You’re agreeing to get the default status removed from your federal loan by making 9 monthly loan payments of a certain dollar amount starting on a date you decided and continuing each month thereafter.

From there, the letter goes on to provide the following terms:

  1. You must make your payment within 20 days of the due date. The payment can be made up to 20 days earlier or later. Making the payment 20 days earlier can stop a wage garnishment quicker.
  2. With FFEL and Direct Loans, you have 10 months to make your 9 monthly payments.
  3. With Perkins loans, you have 9 months to make your 9 monthly payments.If you fail to make your on time payments, you’ll have to restart the entire 9 or 10 month period of payments over.
  4. You can change your monthly payment if you can no longer afford it but you first need to get the agreement of the Department of Education or the collection agency it hired.
  5. If you ask to change the payment amount, you’ll need to provide updated paperwork of your financial circumstances.
  6. Even after you make your required payments, you’ll still need to keep making payments until your loan is sent to your new loan servicer. Typically, it takes a month or two for this to happen. In some cases, I’ve seen the servicer place your loan into a deferment/forbearance while they get your federal loans onboarded.
  7. The interest that accrues while you’re in the rehabilitation program will be capitalized. Depending on your interest rate and your monthly payment, this can lead to your loan balance growing rapidly.
  8. Here’s the big one. The Department of Education will agree to waive the collection costs on your account after you complete the rehabilitation program. This is a one time benefit. So if you default a second time, the Department will add new collection fees and will reinstate the fees it waived. If that happens, your student loan debt can balloon.
  9. After your loans are transferred to your new loan servicer, your credit report will be updated to have the student loan default status removed. The late payments, however, will remain in your credit history. Because of that, don’t expect your credit score to take too much of a jump.
  10. Speak with your new loan servicer about getting an affordable payment under one an income-based repayment plan.
  11. Rehabilitation is a one time thing. If you default a second time, your only way out of default may be to apply for student loan consolidation.
  12. If you’re being garnished, the garnishment won’t stop until after you’ve made your 5 monthly payment. After that, you still need to make your remaining payments. If not, the wage garnishment can start back.
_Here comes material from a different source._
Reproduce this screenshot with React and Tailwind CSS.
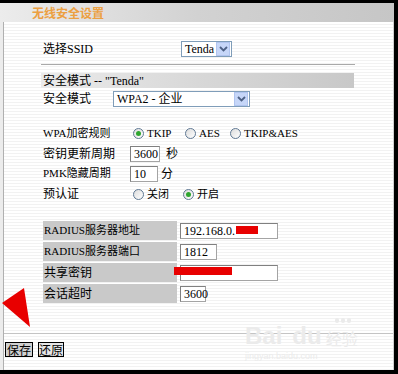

What the letter doesn’t say is that after your 6 monthly payment, you can regain eligibility for federal student aid.

That means you can take out new loans and get other financial aid to go back to school even before you get your loans out of default.

Final Thoughts

In this post, I reviewed the loan rehabilitation agreement letter.

In my opinion, it’s a no-brainer that you sign it.

The truth is that there’s no room for negotiation on your part. It’s effectively a take it or leave it contract.

So should you sign it?

Unless you’re willing to stay in a default status forever or can afford a federal student loan settlement, signing the letter is likely going to be your best move.